Overseas media had compared Zhou's trial to that of Bo Xilai two years earlier, which was noted for being unusually open. In contrast to Bo, Zhou did not appear to dispute his charges. Bo, for the most part, denied his guilt and blamed much of the misdeeds he was accused of on his associates and his family. Zhou, on the other hand, said that "they tried to bribe my family, but really they were after my power. I should assume major responsibility for this". Xinhua News Agency said that the trial took place in secret because state secrets were involved in the case. However, it was also likely that Zhou's trial was not open to the public as a result of the sensitivity of the subject matter and its political implications. Observers also cited that the Bo trial became "out of control" as Bo made many shocking revelations during the deliberation of his trial, which became tabloid fodder and led to many rumours circulating on social media, making the authorities more risk-averse to do the same with Zhou.

Zhou's son, Zhou Bin, fled to the U.S. in early 2013 and returned after negotiations with Chinese authorities. In June 2016, Zhou Bin was found guilty of taking ¥‎222 million renminbi ($34 million) in bribes and illegally trading in restricted commodities, and ¥‎350 million renminbi ($53 million) of illicit gains were confiscated; Zhou's wife, Jia Xiaoyue, was fined ¥‎1 million renminbi ($150,000) for bribe-taking. Zhou's son and wife were sentenced to 18 years and 9 years imprisonment respectively.

== Reactions ==
The provincial party committees of 18 provinces in China held meetings and published their support for the central government's investigation of Zhou Yongkang on the front page of their party newspapers. Among them, Shaanxi and Guizhou expressed their support on 31 July; Anhui, Shanxi, Henan, Hainan and Hebei on 1 August; Sichuan, Jilin, Hunan and Hubei on 2 August; Tibet Autonomous Region and Heilongjiang on 3 August; Yunnan, Gansu and Liaoning on 4 August; and Jiangsu on 5 August. The People's Liberation Army and People's Armed Police also announced their support for the investigation. On August 17, Qinghai supported the central government's handling of Zhou Yongkang and was the last province to express its support. By this time, all 31 provinces, municipalities and autonomous regions in China had expressed their support for the central government. Departments that Zhou Yongkang once controlled expressed their support for taking action against him, including the Central Political and Legal Affairs Commission, the national political and legal cadres, the Ministry of Justice, China National Petroleum Corporation, the Supreme People's Court and the Supreme People's Procuratorate.

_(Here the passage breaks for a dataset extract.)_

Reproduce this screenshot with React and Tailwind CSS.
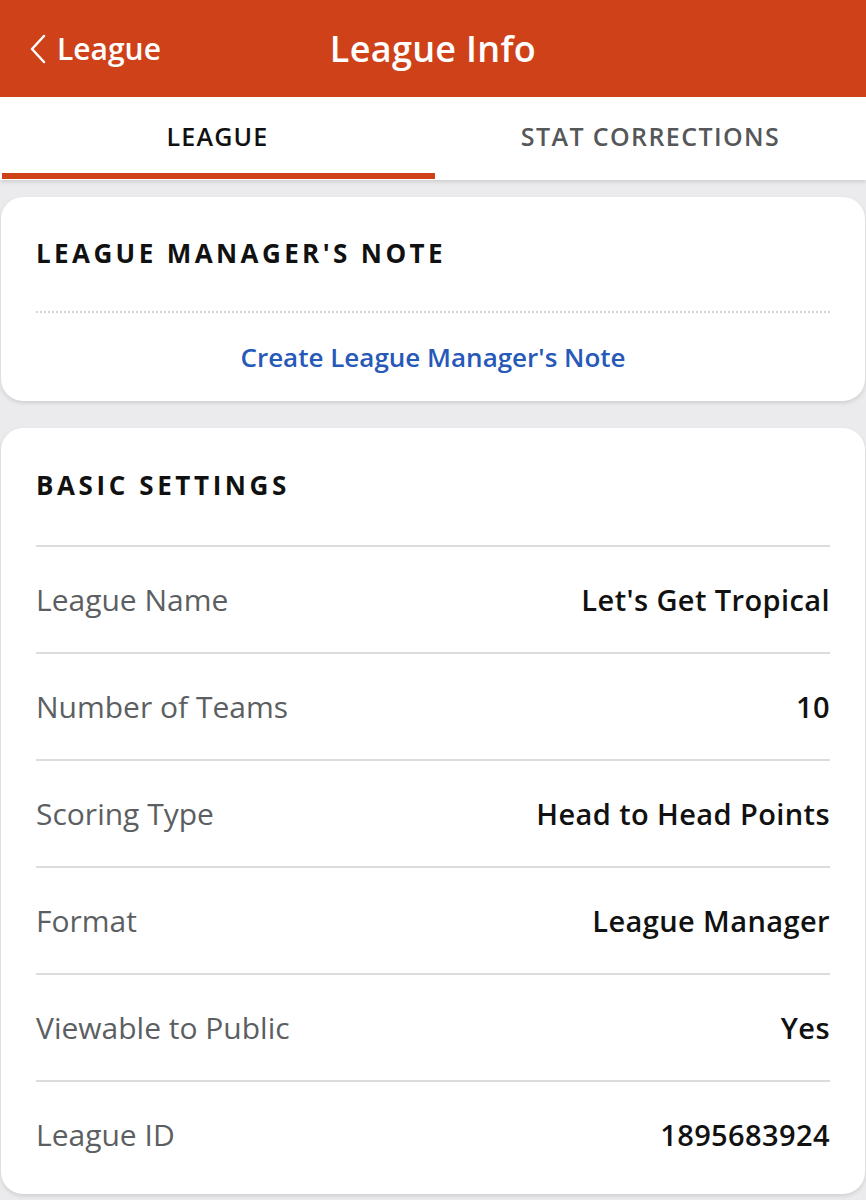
import React from "react";

const rows = [
  ["League Name", "Let's Get Tropical"],
  ["Number of Teams", "10"],
  ["Scoring Type", "Head to Head Points"],
  ["Format", "League Manager"],
  ["Viewable to Public", "Yes"],
  ["League ID", "1895683924"],
];

export default function App() {
  return (
    <div
      className="w-[866px] h-[1200px] bg-[#ebebed] overflow-hidden"
      style={{ fontFamily: "'Open Sans', 'Liberation Sans', sans-serif" }}
    >
      <div className="h-[97px] bg-[#cf4219] flex items-center relative">
        <div className="absolute left-[28px] top-0 h-full flex items-center gap-[9px] text-white">
          <svg width="20" height="30" viewBox="0 0 20 30" fill="none">
            <path d="M16 2 L4 15 L16 28" stroke="white" strokeWidth="2.5" strokeLinecap="round" strokeLinejoin="round" />
          </svg>
          <span className="text-[30px] font-semibold">League</span>
        </div>
        <div className="w-full text-center text-white text-[36px] font-semibold tracking-[0.3px]">League Info</div>
      </div>
      <div className="h-[83px] bg-white flex shadow-[0_2px_4px_rgba(0,0,0,0.12)] relative">
        <div className="w-[435px] flex flex-col">
          <div className="flex-1 flex items-center justify-center pt-[4px] text-[25px] font-semibold tracking-[1.2px] text-[#111]">LEAGUE</div>
          <div className="h-[6px] bg-[#cf4219] ml-[2px] mb-[1px]"></div>
        </div>
        <div className="flex-1 flex flex-col">
          <div className="flex-1 flex items-center justify-center pt-[4px] text-[25px] font-semibold tracking-[1.4px] text-[#555759]">STAT CORRECTIONS</div>
          <div className="h-[7px]"></div>
        </div>
      </div>
      <div className="mx-[1px] mt-[17px] bg-white rounded-[22px] shadow-[0_2px_4px_rgba(0,0,0,0.12)] px-[35px] h-[204px] flex flex-col">
        <div className="pt-[40px] text-[26px] font-bold tracking-[3.4px] text-[#111] leading-[32px] whitespace-nowrap">LEAGUE MANAGER'S NOTE</div>
        <div className="mt-[42px] border-t-2 border-dotted border-[#d4d4d6]"></div>
        <div className="mt-[27px] text-center text-[26px] font-semibold text-[#2659b8] leading-[34px]">Create League Manager's Note</div>
      </div>
      <div className="mx-[1px] mt-[27px] bg-white rounded-[22px] shadow-[0_2px_4px_rgba(0,0,0,0.12)] px-[35px] pb-[7px]">
        <div className="pt-[41px] pb-[44px] text-[26px] font-bold tracking-[3.6px] text-[#111] leading-[32px]">BASIC SETTINGS</div>
        {rows.map(([k, v]) => (
          <div key={k} className="border-t-2 border-[#dcdcde] h-[107px] flex items-center justify-between">
            <span className="text-[30px] text-[#5c5f62]">{k}</span>
            <span className="text-[29px] font-semibold text-[#111] tracking-[0.4px]">{v}</span>
          </div>
        ))}
      </div>
    </div>
  );
}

After the announcement of Zhou's expulsion from the party, the party's official newspaper People's Daily editorialized that Zhou's expulsion was part of the "strong resolve" to stamp out corruption in the party by General Secretary Xi Jinping. The editorial said the case demonstrated that the party saw "everyone as equal in the eyes of the law". It said that Zhou "betrayed the essence and mission of the party" and that "corruption in the party is like fire and water". Media outlets outside of mainland China speculated about the political reasons behind Zhou's downfall. He Pin (何频), the chief editor of the overseas Chinese news portal Mingjing News, went one step further and asserted plainly that Zhou fell because he was engaged in a political conspiracy to depose Xi Jinping.

In contrast, The New York Times did not speculate on political reasons behind Zhou's arrest, simply writing that ordinary Chinese people may be alarmed that the legal system was once in the hands of a deeply corrupt politician. Duowei News expressed disappointment with mainstream Western media characterization of the event as "yet another political purge", asserting that seeing modern China, particularly the post-Xi Communist Party, as rife with political intrigue and full of backroom deals is imprecise and naive. Duowei stated that Western media had a very poor grasp of what Xi was trying to achieve, and that Zhou's downfall was but a small element of a larger campaign by Xi Jinping to clean up the party, institutionalize power structures, and re-build the party's legitimacy.